Step 2: Create Your Formulas
Now, build the formulas that will calculate your outcomes based on those inputs. For our example, the calculations would be:
- Website Visitors: Advertising Spend / Cost per Visitor
- Units Sold: Website Visitors * Website Conversion Rate
- Total Revenue: Units Sold * Price per Unit
Your sheet might look something like this:
Inputs:
- Price per Unit: $50
- Advertising Spend: $2,000
- Cost per Visitor: $1.00
- Website Conversion Rate: 2%
Calculations:
- Website Visitors:
=B1/B2 - Units Sold:
=B3*B4 - Total Revenue:
=B5*B1
Step 3: Ask "What If?" and Change a Variable
Now for the analysis. What if you could improve your website conversion rate from 2% to 3.5% through better landing page design?
Simply change the "Website Conversion Rate" input cell from 2% to 3.5%. Instantly, all your other formulas update:
- Units Sold becomes 70.
- Total Revenue becomes $3,500.
Just like that, you've quantified the value of improving your conversion rate. This simple manual method is fantastic for quick, back-of-the-napkin calculations that guide day-to-day decisions.
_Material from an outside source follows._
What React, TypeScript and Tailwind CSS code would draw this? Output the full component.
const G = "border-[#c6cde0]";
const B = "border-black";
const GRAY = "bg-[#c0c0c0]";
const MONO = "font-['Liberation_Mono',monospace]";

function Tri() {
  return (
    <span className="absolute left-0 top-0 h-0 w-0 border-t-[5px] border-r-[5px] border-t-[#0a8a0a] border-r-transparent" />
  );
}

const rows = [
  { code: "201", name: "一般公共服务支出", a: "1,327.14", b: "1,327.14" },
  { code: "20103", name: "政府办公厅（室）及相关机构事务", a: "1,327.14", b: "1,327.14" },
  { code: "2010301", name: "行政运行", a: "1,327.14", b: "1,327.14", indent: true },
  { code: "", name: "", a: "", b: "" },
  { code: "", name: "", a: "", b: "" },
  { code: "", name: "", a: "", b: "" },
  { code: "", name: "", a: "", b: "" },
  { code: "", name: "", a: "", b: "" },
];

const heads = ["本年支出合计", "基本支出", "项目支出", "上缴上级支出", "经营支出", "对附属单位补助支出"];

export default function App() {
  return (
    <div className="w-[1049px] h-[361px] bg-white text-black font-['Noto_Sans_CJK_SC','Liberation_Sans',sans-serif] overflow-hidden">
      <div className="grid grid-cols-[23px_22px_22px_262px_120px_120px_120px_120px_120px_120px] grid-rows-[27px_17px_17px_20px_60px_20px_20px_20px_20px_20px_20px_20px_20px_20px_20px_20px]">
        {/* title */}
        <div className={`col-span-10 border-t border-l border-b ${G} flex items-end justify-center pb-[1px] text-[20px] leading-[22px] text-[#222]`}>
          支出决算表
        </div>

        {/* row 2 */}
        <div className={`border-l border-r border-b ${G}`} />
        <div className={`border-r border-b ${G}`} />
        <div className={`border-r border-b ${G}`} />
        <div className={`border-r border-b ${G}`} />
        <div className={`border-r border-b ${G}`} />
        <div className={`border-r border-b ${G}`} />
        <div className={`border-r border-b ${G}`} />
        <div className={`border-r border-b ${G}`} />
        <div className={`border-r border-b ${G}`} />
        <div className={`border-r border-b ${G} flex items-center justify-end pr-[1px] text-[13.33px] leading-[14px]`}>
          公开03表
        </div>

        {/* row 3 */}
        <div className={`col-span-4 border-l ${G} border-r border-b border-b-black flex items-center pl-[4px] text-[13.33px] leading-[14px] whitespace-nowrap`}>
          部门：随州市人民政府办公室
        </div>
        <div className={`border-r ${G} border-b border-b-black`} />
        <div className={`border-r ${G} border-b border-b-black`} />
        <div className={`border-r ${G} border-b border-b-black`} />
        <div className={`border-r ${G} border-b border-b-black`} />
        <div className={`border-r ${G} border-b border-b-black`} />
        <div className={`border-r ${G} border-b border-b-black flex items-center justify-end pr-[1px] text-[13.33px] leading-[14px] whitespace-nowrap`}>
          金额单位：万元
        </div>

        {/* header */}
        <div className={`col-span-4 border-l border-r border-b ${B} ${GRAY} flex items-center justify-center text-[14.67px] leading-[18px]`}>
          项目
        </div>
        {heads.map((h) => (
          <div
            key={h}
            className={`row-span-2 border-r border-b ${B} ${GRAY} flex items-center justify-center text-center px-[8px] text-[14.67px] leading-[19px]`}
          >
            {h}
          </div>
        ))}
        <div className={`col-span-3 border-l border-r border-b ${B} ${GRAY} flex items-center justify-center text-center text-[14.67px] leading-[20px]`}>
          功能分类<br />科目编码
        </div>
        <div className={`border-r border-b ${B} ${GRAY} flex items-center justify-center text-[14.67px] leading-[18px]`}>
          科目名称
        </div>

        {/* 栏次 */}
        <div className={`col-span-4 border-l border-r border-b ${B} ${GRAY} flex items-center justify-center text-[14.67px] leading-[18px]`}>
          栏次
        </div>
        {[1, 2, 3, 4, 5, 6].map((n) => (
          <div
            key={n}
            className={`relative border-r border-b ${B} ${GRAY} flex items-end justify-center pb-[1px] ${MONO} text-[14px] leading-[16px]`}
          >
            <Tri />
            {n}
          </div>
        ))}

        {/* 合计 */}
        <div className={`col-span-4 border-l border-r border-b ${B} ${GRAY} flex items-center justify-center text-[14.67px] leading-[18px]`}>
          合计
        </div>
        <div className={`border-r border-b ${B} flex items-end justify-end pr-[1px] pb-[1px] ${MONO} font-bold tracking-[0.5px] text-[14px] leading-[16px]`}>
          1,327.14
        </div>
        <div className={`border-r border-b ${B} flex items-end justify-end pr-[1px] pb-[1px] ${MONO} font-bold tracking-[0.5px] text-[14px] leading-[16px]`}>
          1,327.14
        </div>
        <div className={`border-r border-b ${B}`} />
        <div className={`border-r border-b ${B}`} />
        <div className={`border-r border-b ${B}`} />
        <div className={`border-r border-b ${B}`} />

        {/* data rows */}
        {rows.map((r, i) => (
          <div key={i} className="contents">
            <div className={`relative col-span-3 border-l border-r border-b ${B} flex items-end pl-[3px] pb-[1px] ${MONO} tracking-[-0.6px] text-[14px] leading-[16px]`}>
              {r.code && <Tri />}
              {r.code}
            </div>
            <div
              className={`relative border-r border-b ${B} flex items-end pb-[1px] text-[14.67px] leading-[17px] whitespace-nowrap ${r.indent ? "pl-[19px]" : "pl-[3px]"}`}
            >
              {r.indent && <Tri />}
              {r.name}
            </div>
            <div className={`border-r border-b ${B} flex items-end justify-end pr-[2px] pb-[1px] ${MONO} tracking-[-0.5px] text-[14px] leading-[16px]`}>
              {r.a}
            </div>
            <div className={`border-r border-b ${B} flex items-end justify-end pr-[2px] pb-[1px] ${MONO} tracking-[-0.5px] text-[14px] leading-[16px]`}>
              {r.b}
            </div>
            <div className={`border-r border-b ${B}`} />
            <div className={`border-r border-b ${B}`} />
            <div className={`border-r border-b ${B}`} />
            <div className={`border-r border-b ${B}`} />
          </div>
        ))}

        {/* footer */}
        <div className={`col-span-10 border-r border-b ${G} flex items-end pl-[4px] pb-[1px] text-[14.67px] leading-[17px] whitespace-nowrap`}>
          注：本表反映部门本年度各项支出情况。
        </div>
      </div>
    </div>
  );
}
Technique 2: Create a Scenario Comparison Table
Manually changing one value at a time is useful, but what if you want to compare three different schemas side by side? For example, a "Worst Case," "Most Likely Case," and "Best Case" scenario for next quarter's sales. While Google Sheets lacks the one-click "Scenario Manager" found in Excel, you can easily build your own summary table.
Step 1: Keep Your Core Model
Use the same sales model from the previous technique. This will act as our "live" calculator.
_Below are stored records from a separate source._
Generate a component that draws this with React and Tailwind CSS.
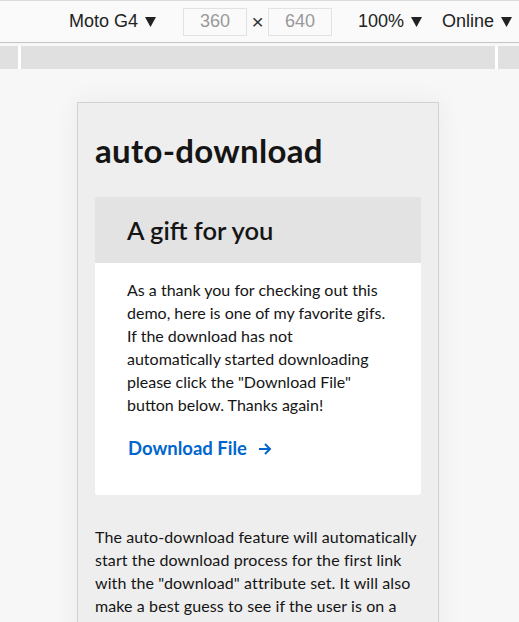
const Caret = () => (
  <svg width="11" height="10" viewBox="0 0 11 10" className="ml-[7px] inline-block">
    <path d="M0 0 H11 L5.5 10 Z" fill="#222" />
  </svg>
);

const Toolbar = () => (
  <div className="h-[43px] bg-[#fafafa] border-t border-[#dcdcdc] border-b border-b-[#c4c4c4] flex items-center text-[18px] text-[#222]" style={{ fontFamily: 'Helvetica, "Liberation Sans", Arial, sans-serif' }}>
    <div className="ml-[69px] flex items-center">Moto G4<Caret /></div>
    <div className="ml-[27px] w-[64px] h-[28px] border border-[#e2e2e2] flex items-center justify-center text-[#999]">360</div>
    <div className="mx-[3px] w-[15px] text-center text-[21px] text-[#333]">×</div>
    <div className="w-[64px] h-[28px] border border-[#e2e2e2] flex items-center justify-center text-[#999]">640</div>
    <div className="ml-[26px] flex items-center">100%<Caret /></div>
    <div className="ml-[20px] flex items-center shrink-0">Online<Caret /></div>
  </div>
);

const Ruler = () => (
  <div className="mt-[3px] h-[23px] bg-[#e0e0e0] flex justify-between px-[18px]">
    <div className="w-[3px] h-full bg-white" />
    <div className="w-[3px] h-full bg-white mr-[3px]" />
  </div>
);

export default function App() {
  return (
    <div className="w-[519px] h-[622px] overflow-hidden bg-[#f7f7f7]">
      <Toolbar />
      <Ruler />
      <div className="pt-[33px] flex justify-start">
        <div
          className="ml-[77px] w-[362px] bg-[#eeeeee] border border-[#d2d2d2] shadow-[0_0_24px_rgba(0,0,0,0.06)] px-[17px] pt-[27px] pb-10 text-[#151515]"
          style={{ fontFamily: 'Lato, "Noto Sans", sans-serif' }}
        >
          <h1 className="text-[33px] font-bold leading-[40px] tracking-[0.3px]">auto-download</h1>
          <div className="mt-[27px] rounded-[3px] overflow-hidden">
            <div className="bg-[#e3e3e3] h-[66px] px-8 flex items-center">
              <h2 className="text-[25.5px] font-semibold">A gift for you</h2>
            </div>
            <div className="bg-white px-8 pt-[15px] pb-[32px]">
              <p className="text-[16px] leading-[23px]">
                As a thank you for checking out this demo, here is one of my favorite gifs. If the download has not automatically started downloading please click the "Download File" button below. Thanks again!
              </p>
              <a href="#" className="mt-[19px] ml-[1px] inline-flex items-center text-[18.5px] font-bold text-[#0066cc]">
                Download File
                <svg width="14" height="14" viewBox="0 0 14 14" className="ml-[11px]" fill="none" stroke="#0066cc" strokeWidth="2">
                  <path d="M1 7 H12 M7 2 L12 7 L7 12" />
                </svg>
              </a>
            </div>
          </div>
          <p className="mt-[30px] text-[16px] leading-[23px] tracking-[0.1px]">
            The auto-download feature will automatically start the download process for the first link with the "download" attribute set. It will also make a best guess to see if the user is on a mobile device and skip the download if so.
          </p>
        </div>
      </div>
    </div>
  );
}
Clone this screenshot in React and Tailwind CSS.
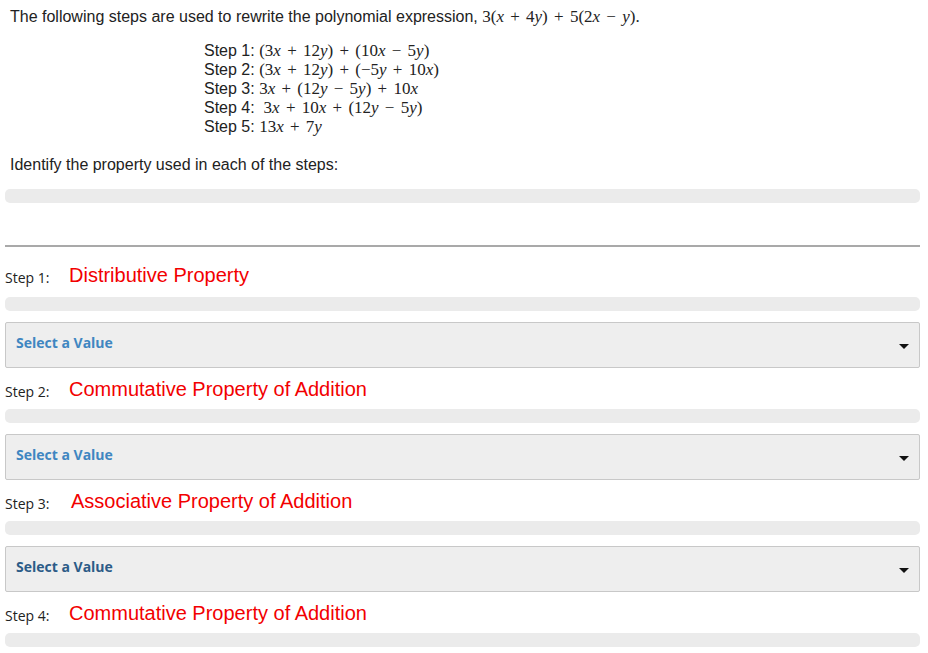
import React from 'react';

const V = ({ children }) => <i>{children}</i>;

// operator with a bit of extra room, like a math font sets it
const Op = ({ children }) => <span className="mx-[2px]"> {children} </span>;

const Math = ({ children }) => (
    <span className="font-['Liberation_Serif',serif] text-[17px]">{children}</span>
);

const steps = [
    { label: 'Step 1:', answer: 'Distributive Property', color: 'text-[#3f86c1]', indent: 'ml-[19px]', top: 'mt-[15px]', bar: 'mt-[9px]' },
    { label: 'Step 2:', answer: 'Commutative Property of Addition', color: 'text-[#3f86c1]', indent: 'ml-[19px]', top: 'mt-[8px]', bar: 'mt-[7px]' },
    { label: 'Step 3:', answer: 'Associative Property of Addition', color: 'text-[#2c5b87]', indent: 'ml-[21px]', top: 'mt-[8px]', bar: 'mt-[7px]' },
    { label: 'Step 4:', answer: 'Commutative Property of Addition', color: null, indent: 'ml-[19px]', top: 'mt-[8px]', bar: 'mt-[7px]' },
];

const Bar = ({ className = '' }) => (
    <div className={`h-[14px] rounded-[5px] bg-[#ebebeb] ${className}`} />
);

const SelectBox = ({ color }) => (
    <div className="mt-[11px] h-[46px] border border-[#c8c8c8] bg-[#eeeeee] rounded-[2px] flex items-center justify-between pl-[10px] pr-[10px]">
        <span className={`font-['Open_Sans',sans-serif] font-bold text-[14px] -mt-[5px] ${color}`}>Select a Value</span>
        <svg width="10" height="6" viewBox="0 0 10 6" className="mt-[3px]">
            <path d="M0 0 L10 0 L5 5 Z" fill="#111" />
        </svg>
    </div>
);

const App = () => {
    return (
        <div className="w-[928px] h-[653px] overflow-hidden bg-white text-[#222] font-['Liberation_Sans',Arial,sans-serif]">
            <div className="pl-[10px] pt-[7px] text-[16px] leading-[20px]">
                The following steps are used to rewrite the polynomial expression,{' '}
                <Math>3(<V>x</V><Op>+</Op>4<V>y</V>)<Op>+</Op>5(2<V>x</V><Op>−</Op><V>y</V>).</Math>
            </div>

            <div className="pl-[204px] pt-[14px] text-[16px] leading-[19px] flex flex-col">
                <div>Step 1: <Math>(3<V>x</V><Op>+</Op>12<V>y</V>)<Op>+</Op>(10<V>x</V><Op>−</Op>5<V>y</V>)</Math></div>
                <div>Step 2: <Math>(3<V>x</V><Op>+</Op>12<V>y</V>)<Op>+</Op>(−5<V>y</V><Op>+</Op>10<V>x</V>)</Math></div>
                <div>Step 3: <Math>3<V>x</V><Op>+</Op>(12<V>y</V><Op>−</Op>5<V>y</V>)<Op>+</Op>10<V>x</V></Math></div>
                <div>Step 4: &nbsp;<Math>3<V>x</V><Op>+</Op>10<V>x</V><Op>+</Op>(12<V>y</V><Op>−</Op>5<V>y</V>)</Math></div>
                <div>Step 5: <Math>13<V>x</V><Op>+</Op>7<V>y</V></Math></div>
            </div>

            <div className="pl-[10px] pt-[19px] text-[16px] leading-[20px]">
                Identify the property used in each of the steps:
            </div>

            <div className="px-[5px] w-[925px]">
                <Bar className="mt-[14px]" />
                <div className="mt-[42px] h-[2px] bg-[#a9a9a9]" />

                {steps.map((s) => (
                    <div key={s.label}>
                        <div className={`flex items-center h-[26px] ${s.top}`}>
                            <span className="font-['Open_Sans',sans-serif] text-[14px] text-[#222] w-[45px] mt-[4px]">{s.label}</span>
                            <span className={`text-[#f20000] text-[20px] ${s.indent}`}>{s.answer}</span>
                        </div>
                        <Bar className={s.bar} />
                        {s.color && <SelectBox color={s.color} />}
                    </div>
                ))}
            </div>
        </div>
    );
};

export default App;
Step 2: Build a Scenario Table
Somewhere else on your sheet, create a new table to hold your results. Create a row for each scenario you want to test. Your columns should include the scenario name, the input variables you plan to change, and the key outputs you want to measure.
Here’s an example structure:
- Column A: Scenario Name (e.g., "Worst Case", "Most Likely", "Best Case")
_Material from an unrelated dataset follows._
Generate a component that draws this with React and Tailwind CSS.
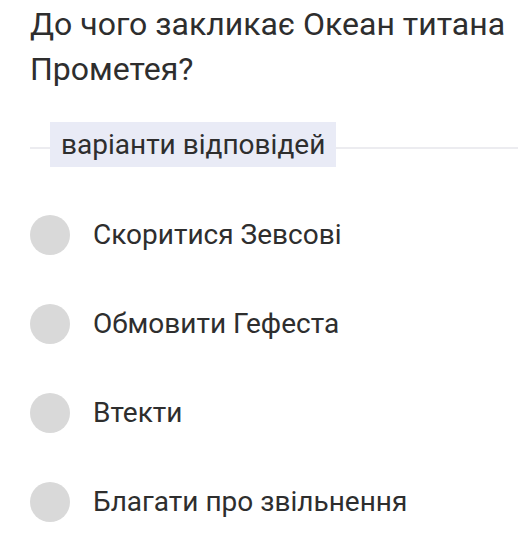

- Column B: Advertising Spend (The input we'll change)
- Column C: Website Conversion Rate (Another input we'll change)
- Column D: Total Revenue (The key output we'll record)
Step 3: Populate Your Scenario Table Manually
This part is a simple copy-and-paste job. For each scenario:
- Enter the variables for that scenario into your main model. For your "Worst Case" scenario, you might plug in $1,500 for Advertising Spend and 1.5% for Conversion Rate.
- Note the "Total Revenue" your model calculates.
- Copy and paste that Total Revenue outcome into the corresponding row of your scenario table.
Repeat for your "Most Likely" and "Best Case" scenarios. When you're done, you'll have a clear, static table that summarizes every possible path—ideal info to add to a presentation or report.
Technique 3: Build a Dynamic Scenario Selector with a Drop-Down Menu
If you want a more interactive model, you can use a drop-down list to switch between predefined scenarios dynamically. Others—like team members or clients—can then explore the possibilities without having to edit formulas.
Step 1: Organize Your Scenarios
First, create a structured table of your different scenarios and their corresponding input values. This differs from the previous method because this table will feed your model, not just summarize its results.
Let's map out three scenarios—Low Growth, Moderate Growth, and High Growth—and define two variables for each: Monthly New Users and Conversion Rate.
Your table might appear similar to:
- Cell A1: Scenarios, Cell B1: Monthly New Users, Cell C1: Conversion Rate
- Cell A2: Low Growth, Cell B2: 500, Cell C2: 1.5%
- Cell A3: Moderate Growth, Cell B3: 1,000, Cell C3: 2.0%
- Cell A4: High Growth, Cell B4: 1,800, Cell C4: 2.5%
Step 2: Create a Drop-Down Menu
Pick a cell where you will choose your active scenario. Let’s say cell F2.
- Select cell F2.
- Go to Data > Data validation.
- In the "Criteria" dropdown, choose "List from a range."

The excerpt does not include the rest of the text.